Nigerian Women Protest At National Assembly
It was gathered that while voting on 68 bills to amend the 1999 constitution on Tuesday, none of the bills seeking to favour women scaled through.
On Wednesday, March 2, over 50 women groups stormed and blocked the entrance of the Complex in protest against the rejection of bills seeking to promote the interest of women in the amendment.
The protesting women, in their numbers, blocked the Federal Secretariat/ Eagle Square axis of the National Assembly in the early hours of the day and insisted that they would not leave until the Senate President, Ahmed Lawan, and the Speaker of the House of Representatives, Femi Gbajabiamila, come out to address them on the issues they described as ”a matter of urgent public importance”
The women who were armed with various placards expressing their displeasures over the development turned down the various entreaties to them to leave with assurances that their issues would be addressed and insisted that Lawan and Gbajabiamila must come out to listen to them and do something urgently to reintroduce the bills that were rejected.
Senate Minority Leader, Senator Enyinnaya Abaribe, came out to speak to them but they refused. Also, a ranking senator, Robert Boroffice, led a delegation of senators to appeal to the women, but they also refused.
Borroffice said they were from the National Assembly leadership and assured that their message would be taken back and dealt with, but the women were not to be deterred.
The protesting women also refused to listen to other delegations of lawmakers from the House of Representatives led by the House Deputy Whip Rep Nkiruika Onyejeocha (APC-Abia)
The women who equipped themselves with bottles of water to cool down as they vowed not to leave the vicinity of the Complex until their demands were met sat on the floor. to convince any doubting Thomas that they were not ready to leave in a hurry.
To keep themselves going, they were playing music and dancing and various supporters also addressed them.
One of their leaders, Dr Abiola Afolabi, said the treatment of the bills by the National Assembly was a manifestation of historical injustices against Nigerian women over the years
Dr Afolabi said it was unfortunate that the women were being treated shabbily when they have so much to contribute to making the country better.
She said what the women requested in the constitutional amendment was just the bare minimum as there is still a lot of issues to be addressed, noting that the constitution was discriminatory against women.
She said that the womenfolk were ready to rise up and take their destiny in their hands and called on women across the country to rise up to the occasion.

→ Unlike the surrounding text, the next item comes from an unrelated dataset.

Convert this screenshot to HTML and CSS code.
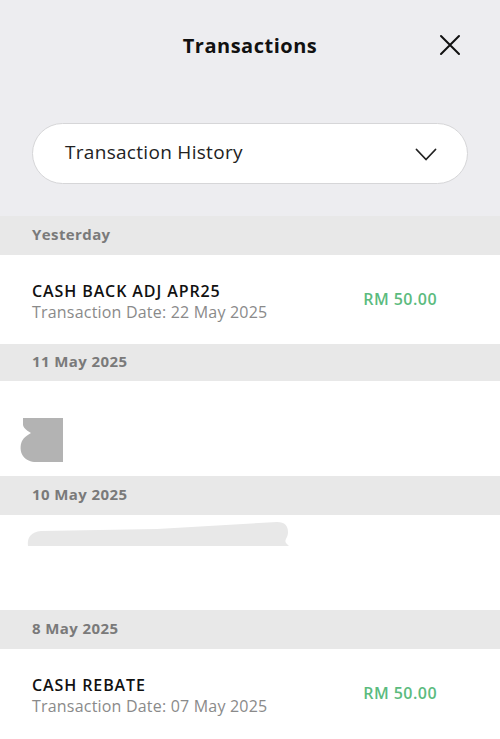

Other women leaders who spoke one after the other said that they felt disappointed and betrayed because they had the assurance of the National Assembly that the bills would be passed.
According to them, “Nigerian women are disappointed and aggrieved at the actions of the 9th National Assembly (NASS) when they denied women the opportunity of inclusion and representation in governance by voting against the gender bills.
“The NASS has spoken loud and clear that they do not want progress for society: for mothers, aunties, sisters, wives, and for daughters.
“It is particularly sad that in a month globally dedicated to celebrating women worldwide, our NASS has chosen to deny women basic human rights particularly, the right to identity and belonging.
“The proposed gender bills in the 5th Constitution Alteration Bills that were all rejected are Bills targeted at addressing the current gender imbalance across the legislative arm of governments across the country whilst reducing the under-representation of women in political office.
“The men of the 9th NASS have reinforced the discrimination and political bias against women as enshrined in the 1999 constitution by:
“Denying citizenship to a foreign-born husband of a Nigerian woman. (While it allows Nigerian men’s foreign-born wives to be awarded automatic citizenship).
“The men of the 9th NASS by their actions have taken us backwards. Their actions undermine the importance and relevance of women’s contribution to the governance of Nigeria including the key role women play to bring victory to political parties in elections at all levels across the country. They also voted against diaspora voting!
“Nigerian women, therefore, demand that all gender Bills be reconsidered. Ultimately, our demands will benefit not just women but Nigeria as a whole. More women in governance will only bring progress, and respect for Nigeria in the committee of nations. We cannot, in 2022, be negotiating the rights of women and the sanctity of the dignity of girls. We call on the National Assembly to represent these Bills as a matter of urgency and ensure that they are passed”
The protest came just as the House Deputy Whip, Rep Nkiruika Onyejeocha on Wednesday expressed disappointment over members’ votes against Bills on women’s inclusiveness in governance.
Speaking with newsmen in Abuja, Hon. Onyejeocha said if the bills had passed, it would have helped close the gap where Nigeria is ranked 184 out of 187 in the world ranking of women’s participation in politics.
She explained that the reason for the proposed additional reserved seat for women in parliament was because the male folks were not ready to give out space for the female from the already existing 469 seats at the federal level as well as that at the states level.
The lawmaker opposed the argument that the voting by members was culturally and religiously motivated.
According to her, members from the North whom I sat closed to at the plenary of which many claimed they will be against the bills concerning women voted in favour of the bills.
KanyiDaily had reported that yesterday, the National Assembly rejected a constitutional bill seeking to create special seats for women in the federal legislative arm of government.